Monday, 8 December 2014

Comex edges higher on speculative buying

Otmane El Rhazi from The Bullion Desk.



The gold price rose on Monday as the negative impact of a stronger dollar was more than offset by fresh buying from the investment and physical communities.


Gold for February delivery on the Comex division of the New York Mercantile Exchange was last up $7.20 at $1,197.70 per ounce. Trade has ranged from $1,187.30 to $1,198.70.


The dollar remains near a two-year high at 1.2275 against the euro, while Germany’s DAX and France’s CAC-40 were down 0.48 percent and 0.85 percent respectively. The strength in the greenback comes after after the US reported 321,000 new non-farm jobs were created in November, the largest gain since January 2012 and 90,000 above forecast.


“The bears have had their noses bloodied over the last couple of weeks and the appetite for shorting gold as it falls is very much out of favour,” Govett said. “Prices finished lower [on Friday], but overall given the scale of the [US non-farm payroll] number, the market held pretty well.”


Meanwhile, Comex money managers last week increased their net long positions in gold by 26 percent to 68,600 contracts, constituting the highest figure in 14 weeks as well as the third weekly increase in a row.


“In other words, this group of investors has contributed to the rising gold price in recent weeks,” Commerzbank noted.


The market appears to be benefitting from improving fundamentals, continual reductions in short-covering and uneasy worldwide economic conditions, particularly in Asia. India’s removal of the 80:20 rule on gold imports has also provided a prop to prices, Barclays said in a note.


“Gold has significant headwinds to overcome in the form of a stronger dollar and the prospect of rate hikes, but the floor for prices has firmed somewhat following India’s announcement that it would lift its trade restrictions,” the bank added.


Nevertheless, INTL FCStone’s Ed Meir suspects that gold will likely be at its most vulnerable over next three to six months, which is the Federal Reserve should raise interest rates, leading to dollar to push higher.


“In addition, the recent rout in energy prices will lower inflationary expectations and increase real interest rates, yet another reason that we would be cautious about gold’s upside potential,” said Meir, who expects gold to fluctuate within a $1,000-$1,350 band, with a likely average of $1,130.


Oil prices again headed south this morning, with light sweet crude (WTI) oil futures falling $1.41, or 2.13 percent, to $64.41 per barrel.


In data today, the Chinese trade surplus widened to $54.47 billion in November from $45.41 billion in October and was above the forecast $44.3 billion.


But growth in exports of just 4.7 percent – below the expected 8.2 percent – will exacerbate fears of a sharper economic slowdown in the region, boosting expectations of additional stimulus measures.
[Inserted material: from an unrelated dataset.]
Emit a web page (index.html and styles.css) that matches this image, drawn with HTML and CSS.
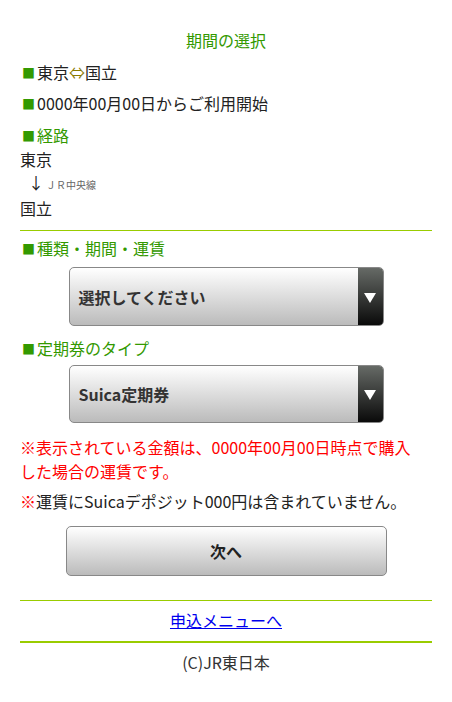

In other data, Japan’s economy watchers sentiment at 41.5 disappointed, while final GDP at -0.5 percent was worse than the expected -0.1 percent. EU Sentix investor confidence at -2.5 beat the forecast -9.9 while German industrial production was as expected at 0.2 percent.


As for the other precious metals, Comex silver for March delivery was last down 0.8 cents at $16.250 per ounce. Trade ranged from $16.165 to $16.385.


Platinum for January delivery on the Nymex was up $12.60 at $1,232.10 an ounce, while the most-actively traded palladium contract was at $805.10 per ounce, up $2.40.